**PROBLEM DETAILS:** Starting with the first line below, extract each line through the one that contains "</style></head><body>", inclusive, excluding pictures.
(begin)
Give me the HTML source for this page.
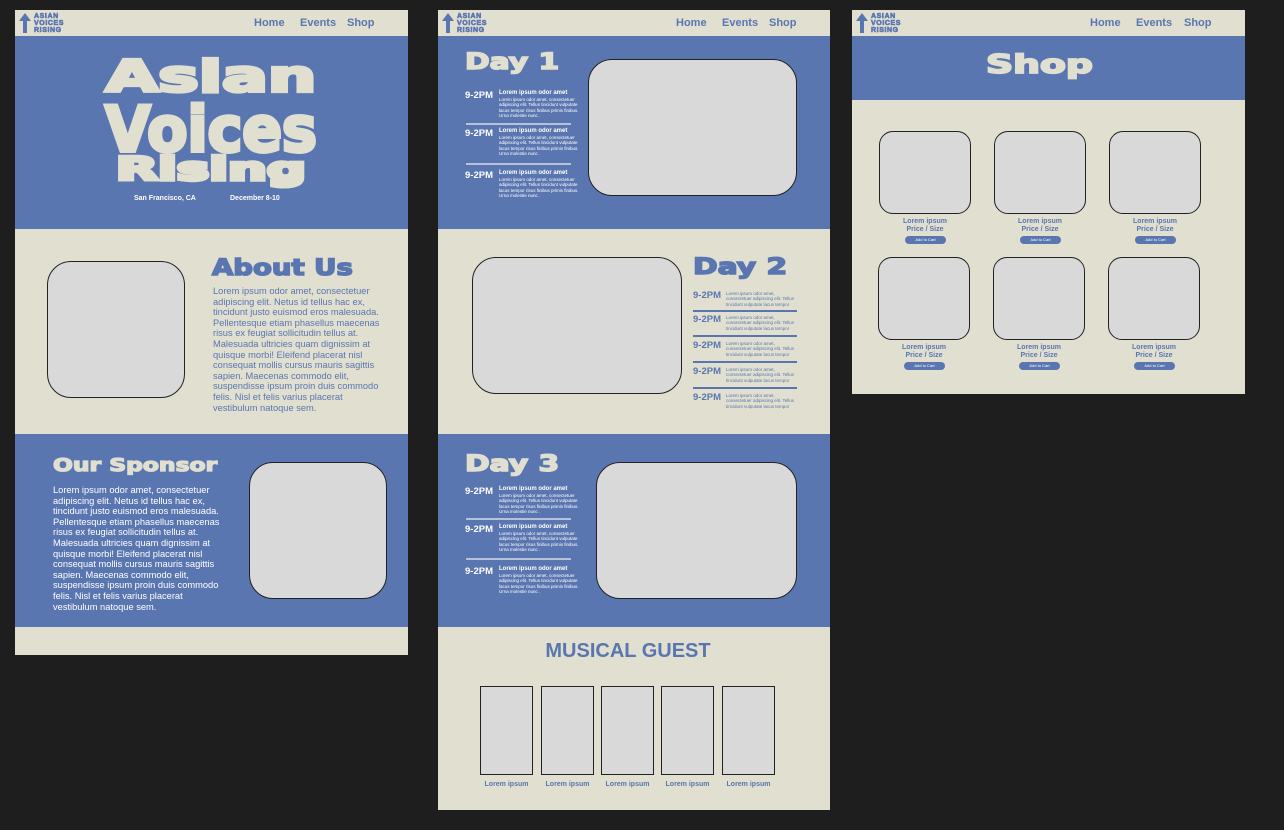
<!DOCTYPE html>
<html><head><meta charset="utf-8"><style>
*{margin:0;padding:0;box-sizing:border-box}
body{width:1284px;height:830px;background:#1e1e1e;position:relative;overflow:hidden;font-family:"Liberation Sans",sans-serif}
.a{position:absolute}
.bl{background:#5a76b0}.bg{background:#e0dfd0}
.box{position:absolute;background:#d9d9d9;border:1px solid #222}
.nav a{position:absolute;top:7px;font-size:11px;font-weight:bold;color:#5a76b0;text-decoration:none}
.logo{position:absolute;font-size:7px;font-weight:900;color:#5a76b0;line-height:7px;letter-spacing:0.6px;-webkit-text-stroke:0.6px #5a76b0}
.h{position:absolute;font-family:"DejaVu Sans","Liberation Sans",sans-serif;font-weight:900;transform-origin:left top;white-space:nowrap}
.p{position:absolute;font-size:9.3px;line-height:10.6px}
.t{position:absolute;font-size:9.5px;font-weight:bold;color:#fff}
.d{position:absolute;font-size:4.5px;line-height:5.3px;color:#fff;width:80px}
.d b{font-size:6px;display:block;line-height:8px}
.ln{position:absolute;height:1.5px}
.lab{position:absolute;font-size:7px;font-weight:bold;color:#5a76b0;text-align:center}
.btn{position:absolute;width:41px;height:8px;border-radius:4px;background:#5a76b0;color:#fff;font-size:4px;line-height:8px;text-align:center}
.hero{position:absolute;left:211px;font-family:"DejaVu Sans",sans-serif;font-weight:900;color:#e0dfd0;-webkit-text-stroke:3px #e0dfd0;white-space:nowrap;transform-origin:center top}
</style></head><body>

<!-- Frame 1 -->
<div class="a bg" style="left:15px;top:10px;width:393px;height:645px"></div>
<div class="a bl" style="left:15px;top:36px;width:393px;height:193px"></div>
<div class="a bl" style="left:15px;top:434px;width:393px;height:193px"></div>
<svg class="a" style="left:18px;top:12px" width="14" height="22"><path d="M7 1 L13 9 L9 9 L9 21 L5 21 L5 9 L1 9Z" fill="#5a76b0"/></svg>
<div class="logo" style="left:34px;top:13px">ASIAN<br>VOICES<br>RISING</div>
<div class="nav"><a style="left:254px;top:17px">Home</a><a style="left:300px;top:17px">Events</a><a style="left:347px;top:17px">Shop</a></div>
<div class="hero" style="top:52px;font-size:40px;transform:translateX(-50%) scale(1.7,1.1)">Asian</div>
<div class="hero" style="top:94px;font-size:48px;transform:translateX(-50%) scale(1.22,1.3)">Voices</div>
<div class="hero" style="top:150px;font-size:28px;transform:translateX(-50%) scale(1.95,1.15)">Rising</div>
<div class="a" style="left:134px;top:195px;font-size:7px;font-weight:bold;color:#fff">San Francisco, CA</div>
<div class="a" style="left:230px;top:195px;font-size:7px;font-weight:bold;color:#fff">December 8-10</div>
<div class="box" style="left:47px;top:261px;width:138px;height:137px;border-radius:24px"></div>
<div class="h" style="left:212px;top:256px;color:#5a76b0;font-size:22px;transform:scale(1.25,1);-webkit-text-stroke:1.5px #5a76b0">About Us</div>
<div class="p" style="left:213px;top:286px;width:175px;color:#5a76b0">Lorem ipsum odor amet, consectetuer adipiscing elit. Netus id tellus hac ex, tincidunt justo euismod eros malesuada. Pellentesque etiam phasellus maecenas risus ex feugiat sollicitudin tellus at. Malesuada ultricies quam dignissim at quisque morbi! Eleifend placerat nisl consequat mollis cursus mauris sagittis sapien. Maecenas commodo elit, suspendisse ipsum proin duis commodo felis. Nisl et felis varius placerat vestibulum natoque sem.</div>
<div class="h" style="left:53px;top:455px;color:#e0dfd0;font-size:18px;transform:scale(1.3,1);-webkit-text-stroke:1.3px #e0dfd0">Our Sponsor</div>
<div class="p" style="left:53px;top:485px;width:175px;color:#fff">Lorem ipsum odor amet, consectetuer adipiscing elit. Netus id tellus hac ex, tincidunt justo euismod eros malesuada. Pellentesque etiam phasellus maecenas risus ex feugiat sollicitudin tellus at. Malesuada ultricies quam dignissim at quisque morbi! Eleifend placerat nisl consequat mollis cursus mauris sagittis sapien. Maecenas commodo elit, suspendisse ipsum proin duis commodo felis. Nisl et felis varius placerat vestibulum natoque sem.</div>
<div class="box" style="left:249px;top:462px;width:138px;height:137px;border-radius:24px"></div>

<!-- Frame 2 -->
<div class="a bg" style="left:438px;top:10px;width:392px;height:800px"></div>
<div class="a bl" style="left:438px;top:36px;width:392px;height:193px"></div>
<div class="a bl" style="left:438px;top:434px;width:392px;height:193px"></div>
<svg class="a" style="left:441px;top:12px" width="14" height="22"><path d="M7 1 L13 9 L9 9 L9 21 L5 21 L5 9 L1 9Z" fill="#5a76b0"/></svg>
<div class="logo" style="left:457px;top:13px">ASIAN<br>VOICES<br>RISING</div>
<div class="nav"><a style="left:676px;top:17px">Home</a><a style="left:722px;top:17px">Events</a><a style="left:769px;top:17px">Shop</a></div>

<div class="h" style="left:465px;top:50px;color:#e0dfd0;font-size:22px;transform:scale(1.35,1);-webkit-text-stroke:1.5px #e0dfd0">Day 1</div>
<div class="t" style="left:465px;top:90px">9-2PM</div><div class="d" style="left:499px;top:89px"><b>Lorem ipsum odor amet</b>Lorem ipsum odor amet, consectetuer adipiscing elit. Tellus tincidunt vulputate lacus tempor risus finibus primis finibus. Urna molestie nunc .</div>
<div class="ln" style="left:466px;top:123px;width:105px;background:#b7c2da"></div>
<div class="t" style="left:465px;top:128px">9-2PM</div><div class="d" style="left:499px;top:127px"><b>Lorem ipsum odor amet</b>Lorem ipsum odor amet, consectetuer adipiscing elit. Tellus tincidunt vulputate lacus tempor risus finibus primis finibus. Urna molestie nunc .</div>
<div class="ln" style="left:466px;top:163px;width:105px;background:#b7c2da"></div>
<div class="t" style="left:465px;top:170px">9-2PM</div><div class="d" style="left:499px;top:169px"><b>Lorem ipsum odor amet</b>Lorem ipsum odor amet, consectetuer adipiscing elit. Tellus tincidunt vulputate lacus tempor risus finibus primis finibus. Urna molestie nunc .</div>
<div class="box" style="left:588px;top:59px;width:209px;height:137px;border-radius:24px"></div>

<div class="box" style="left:472px;top:257px;width:210px;height:137px;border-radius:24px"></div>
<div class="h" style="left:693px;top:255px;color:#5a76b0;font-size:22px;transform:scale(1.35,1);-webkit-text-stroke:1.5px #5a76b0">Day 2</div>
<div class="t" style="left:693px;top:290px;color:#5a76b0">9-2PM</div><div class="d" style="left:726px;top:291px;color:#5a76b0;width:74px">Lorem ipsum odor amet, consectetuer adipiscing elit. Tellus tincidunt vulputate lacus tempor</div>
<div class="ln" style="left:693px;top:310px;width:104px;background:#5a76b0"></div>
<div class="t" style="left:693px;top:314px;color:#5a76b0">9-2PM</div><div class="d" style="left:726px;top:315px;color:#5a76b0;width:74px">Lorem ipsum odor amet, consectetuer adipiscing elit. Tellus tincidunt vulputate lacus tempor</div>
<div class="ln" style="left:693px;top:335px;width:104px;background:#5a76b0"></div>
<div class="t" style="left:693px;top:340px;color:#5a76b0">9-2PM</div><div class="d" style="left:726px;top:341px;color:#5a76b0;width:74px">Lorem ipsum odor amet, consectetuer adipiscing elit. Tellus tincidunt vulputate lacus tempor</div>
<div class="ln" style="left:693px;top:361px;width:104px;background:#5a76b0"></div>
<div class="t" style="left:693px;top:366px;color:#5a76b0">9-2PM</div><div class="d" style="left:726px;top:367px;color:#5a76b0;width:74px">Lorem ipsum odor amet, consectetuer adipiscing elit. Tellus tincidunt vulputate lacus tempor</div>
<div class="ln" style="left:693px;top:387px;width:104px;background:#5a76b0"></div>
<div class="t" style="left:693px;top:392px;color:#5a76b0">9-2PM</div><div class="d" style="left:726px;top:393px;color:#5a76b0;width:74px">Lorem ipsum odor amet, consectetuer adipiscing elit. Tellus tincidunt vulputate lacus tempor</div>

<div class="h" style="left:465px;top:452px;color:#e0dfd0;font-size:22px;transform:scale(1.35,1);-webkit-text-stroke:1.5px #e0dfd0">Day 3</div>
<div class="t" style="left:465px;top:486px">9-2PM</div><div class="d" style="left:499px;top:485px"><b>Lorem ipsum odor amet</b>Lorem ipsum odor amet, consectetuer adipiscing elit. Tellus tincidunt vulputate lacus tempor risus finibus primis finibus. Urna molestie nunc .</div>
<div class="ln" style="left:466px;top:518px;width:105px;background:#b7c2da"></div>
<div class="t" style="left:465px;top:524px">9-2PM</div><div class="d" style="left:499px;top:523px"><b>Lorem ipsum odor amet</b>Lorem ipsum odor amet, consectetuer adipiscing elit. Tellus tincidunt vulputate lacus tempor risus finibus primis finibus. Urna molestie nunc .</div>
<div class="ln" style="left:466px;top:558px;width:105px;background:#b7c2da"></div>
<div class="t" style="left:465px;top:566px">9-2PM</div><div class="d" style="left:499px;top:565px"><b>Lorem ipsum odor amet</b>Lorem ipsum odor amet, consectetuer adipiscing elit. Tellus tincidunt vulputate lacus tempor risus finibus primis finibus. Urna molestie nunc .</div>
<div class="box" style="left:596px;top:462px;width:201px;height:137px;border-radius:24px"></div>

<div class="a" style="left:432px;top:640px;width:392px;text-align:center;font-size:20px;font-weight:bold;color:#5a76b0">MUSICAL GUEST</div>
<div class="box" style="left:480px;top:686px;width:53px;height:89px"></div>
<div class="box" style="left:541px;top:686px;width:53px;height:89px"></div>
<div class="box" style="left:601px;top:686px;width:53px;height:89px"></div>
<div class="box" style="left:661px;top:686px;width:53px;height:89px"></div>
<div class="box" style="left:722px;top:686px;width:53px;height:89px"></div>
<div class="lab" style="left:476px;top:781px;width:61px">Lorem ipsum</div>
<div class="lab" style="left:537px;top:781px;width:61px">Lorem ipsum</div>
<div class="lab" style="left:597px;top:781px;width:61px">Lorem ipsum</div>
<div class="lab" style="left:657px;top:781px;width:61px">Lorem ipsum</div>
<div class="lab" style="left:718px;top:781px;width:61px">Lorem ipsum</div>

<!-- Frame 3 -->
<div class="a bg" style="left:852px;top:10px;width:393px;height:384px"></div>
<div class="a bl" style="left:852px;top:36px;width:393px;height:64px"></div>
<svg class="a" style="left:855px;top:12px" width="14" height="22"><path d="M7 1 L13 9 L9 9 L9 21 L5 21 L5 9 L1 9Z" fill="#5a76b0"/></svg>
<div class="logo" style="left:871px;top:13px">ASIAN<br>VOICES<br>RISING</div>
<div class="nav"><a style="left:1090px;top:17px">Home</a><a style="left:1136px;top:17px">Events</a><a style="left:1184px;top:17px">Shop</a></div>
<div class="h" style="left:986px;top:50px;color:#e0dfd0;font-size:26px;transform:scale(1.45,1);-webkit-text-stroke:1.8px #e0dfd0">Shop</div>

<div class="box" style="left:879px;top:131px;width:92px;height:83px;border-radius:14px"></div>
<div class="box" style="left:994px;top:131px;width:92px;height:83px;border-radius:14px"></div>
<div class="box" style="left:1109px;top:131px;width:92px;height:83px;border-radius:14px"></div>
<div class="box" style="left:878px;top:257px;width:92px;height:83px;border-radius:14px"></div>
<div class="box" style="left:993px;top:257px;width:92px;height:83px;border-radius:14px"></div>
<div class="box" style="left:1108px;top:257px;width:92px;height:83px;border-radius:14px"></div>

<div class="lab" style="left:885px;top:218px;width:80px;line-height:8px">Lorem ipsum<br>Price / Size</div>
<div class="btn" style="left:905px;top:236px">Add to Cart</div>
<div class="lab" style="left:1000px;top:218px;width:80px;line-height:8px">Lorem ipsum<br>Price / Size</div>
<div class="btn" style="left:1020px;top:236px">Add to Cart</div>
<div class="lab" style="left:1115px;top:218px;width:80px;line-height:8px">Lorem ipsum<br>Price / Size</div>
<div class="btn" style="left:1135px;top:236px">Add to Cart</div>
<div class="lab" style="left:884px;top:344px;width:80px;line-height:8px">Lorem ipsum<br>Price / Size</div>
<div class="btn" style="left:904px;top:362px">Add to Cart</div>
<div class="lab" style="left:999px;top:344px;width:80px;line-height:8px">Lorem ipsum<br>Price / Size</div>
<div class="btn" style="left:1019px;top:362px">Add to Cart</div>
<div class="lab" style="left:1114px;top:344px;width:80px;line-height:8px">Lorem ipsum<br>Price / Size</div>
<div class="btn" style="left:1134px;top:362px">Add to Cart</div>
</body></html>
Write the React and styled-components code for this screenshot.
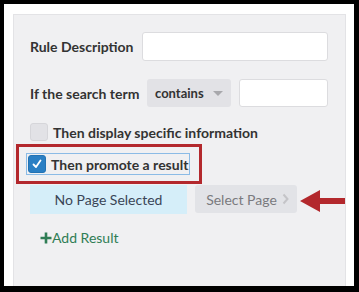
import React from "react";
import styled, { createGlobalStyle } from "styled-components";

const Global = createGlobalStyle`
  html, body { margin: 0; padding: 0; background: #000; }
  body { font-family: Lato, "Open Sans", sans-serif; }
  * { box-sizing: border-box; }
`;

const Frame = styled.div`
  margin: 4px 0 0 4px;
  width: 350px;
  height: 282px;
  background: #fff;
  overflow: hidden;
`;

const Panel = styled.div`
  position: relative;
  margin: 10px 0 0 9px;
  width: 333px;
  height: 300px;
  background: #f0f0f2;
  border: 1px solid #e3e3e6;
  padding: 17px 17px 0 16px;
  display: flex;
  flex-direction: column;
`;

const Row = styled.div`
  display: flex;
  align-items: center;
  margin-top: ${(p) => p.$mt || 0}px;
`;

const Label = styled.span`
  font-weight: 700;
  font-size: 14px;
  color: #333;
  white-space: nowrap;
`;

const Right = styled.div`
  margin-left: auto;
  display: flex;
  gap: 8px;
`;

const Input = styled.div`
  width: ${(p) => p.$w}px;
  height: ${(p) => p.$h}px;
  background: #fff;
  border: 1px solid #dcdcdf;
  border-radius: 3px;
`;

const Select = styled.div`
  width: 84px;
  height: 28px;
  background: #e2e2e6;
  border-radius: 3px;
  display: flex;
  align-items: center;
  padding: 0 0 0 8px;
  font-size: 13px;
  font-weight: 700;
  color: #333;
`;

const Caret = styled.span`
  margin-left: auto;
  margin-right: 8px;
  width: 0;
  height: 0;
  border-left: 5px solid transparent;
  border-right: 5px solid transparent;
  border-top: 5px solid #a8a8ac;
`;

const Box = styled.span`
  width: 18px;
  height: 18px;
  border-radius: 3px;
  flex: none;
  background: ${(p) => (p.$checked ? "#2a7fc4" : "#e2e2e6")};
  border: 1px solid ${(p) => (p.$checked ? "#2472b2" : "#d6d6da")};
  display: flex;
  align-items: center;
  justify-content: center;
  margin-right: 5px;
`;

const Highlight = styled.div`
  align-self: flex-start;
  margin: 3px 0 0 -14px;
  border: 3px solid #b3282d;
  padding: 7px 10px 7px 8px;
`;

const FocusLabel = styled.div`
  display: flex;
  align-items: center;
  outline: 1px solid #8bbbe6;
  padding: 1px;
`;

const Buttons = styled.div`
  display: flex;
  gap: 8px;
  margin-top: 1px;
  align-items: flex-start;
`;

const NoPage = styled.div`
  width: 157px;
  height: 29px;
  background: #d5eef9;
  display: flex;
  align-items: center;
  justify-content: center;
  font-size: 14px;
  color: #3a4556;
`;

const SelectPage = styled.div`
  width: 102px;
  height: 28px;
  background: #e2e3e7;
  border-radius: 3px;
  display: flex;
  align-items: center;
  justify-content: center;
  gap: 5px;
  padding-left: 3px;
  font-size: 14px;
  color: #7a7a7e;
`;

const AddResult = styled.div`
  margin: 15px 0 0 10px;
  display: flex;
  align-items: center;
  font-size: 14px;
  color: #2f7d55;
`;

const Arrow = styled.svg`
  position: absolute;
  left: 285px;
  top: 172px;
`;

export default function App() {
  return (
    <>
      <Global />
      <Frame>
        <Panel>
          <Row>
            <Label>Rule Description</Label>
            <Right>
              <Input $w={186} $h={29} />
            </Right>
          </Row>
          <Row $mt={18}>
            <Label>If the search term</Label>
            <Right>
              <Select>
                contains
                <Caret />
              </Select>
              <Input $w={89} $h={28} />
            </Right>
          </Row>
          <Row $mt={16}>
            <Box />
            <Label>Then display specific information</Label>
          </Row>
          <Highlight>
            <FocusLabel>
              <Box $checked>
                <svg width="12" height="12" viewBox="0 0 12 12">
                  <path d="M2.5 6.5 L5 9 L9.5 2.5" stroke="#fff" strokeWidth="1.8" fill="none" strokeLinecap="round" strokeLinejoin="round" />
                </svg>
              </Box>
              <Label>Then promote a result</Label>
            </FocusLabel>
          </Highlight>
          <Buttons>
            <NoPage>No Page Selected</NoPage>
            <SelectPage>
              Select Page
              <svg width="7" height="12" viewBox="0 0 7 12">
                <path d="M1.5 1.5 L5.5 6 L1.5 10.5" stroke="#c4c4c8" strokeWidth="2" fill="none" />
              </svg>
            </SelectPage>
          </Buttons>
          <AddResult>
            <svg width="12" height="12" viewBox="0 0 12 12">
              <path d="M6 0.5 V11.5 M0.5 6 H11.5" stroke="#2f7d55" strokeWidth="2.6" />
            </svg>
            Add Result
          </AddResult>
          <Arrow width="46" height="30" viewBox="0 0 46 30">
            <polygon points="1,14 21,3 21,11 46,11 46,17 21,17 21,25" fill="#b3282d" />
          </Arrow>
        </Panel>
      </Frame>
    </>
  );
}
(end)
**SOLUTION:**
Give me the HTML source for this page.
<!DOCTYPE html>
<html><head><meta charset="utf-8"><style>
*{margin:0;padding:0;box-sizing:border-box}
body{width:1284px;height:830px;background:#1e1e1e;position:relative;overflow:hidden;font-family:"Liberation Sans",sans-serif}
.a{position:absolute}
.bl{background:#5a76b0}.bg{background:#e0dfd0}
.box{position:absolute;background:#d9d9d9;border:1px solid #222}
.nav a{position:absolute;top:7px;font-size:11px;font-weight:bold;color:#5a76b0;text-decoration:none}
.logo{position:absolute;font-size:7px;font-weight:900;color:#5a76b0;line-height:7px;letter-spacing:0.6px;-webkit-text-stroke:0.6px #5a76b0}
.h{position:absolute;font-family:"DejaVu Sans","Liberation Sans",sans-serif;font-weight:900;transform-origin:left top;white-space:nowrap}
.p{position:absolute;font-size:9.3px;line-height:10.6px}
.t{position:absolute;font-size:9.5px;font-weight:bold;color:#fff}
.d{position:absolute;font-size:4.5px;line-height:5.3px;color:#fff;width:80px}
.d b{font-size:6px;display:block;line-height:8px}
.ln{position:absolute;height:1.5px}
.lab{position:absolute;font-size:7px;font-weight:bold;color:#5a76b0;text-align:center}
.btn{position:absolute;width:41px;height:8px;border-radius:4px;background:#5a76b0;color:#fff;font-size:4px;line-height:8px;text-align:center}
.hero{position:absolute;left:211px;font-family:"DejaVu Sans",sans-serif;font-weight:900;color:#e0dfd0;-webkit-text-stroke:3px #e0dfd0;white-space:nowrap;transform-origin:center top}
</style></head><body>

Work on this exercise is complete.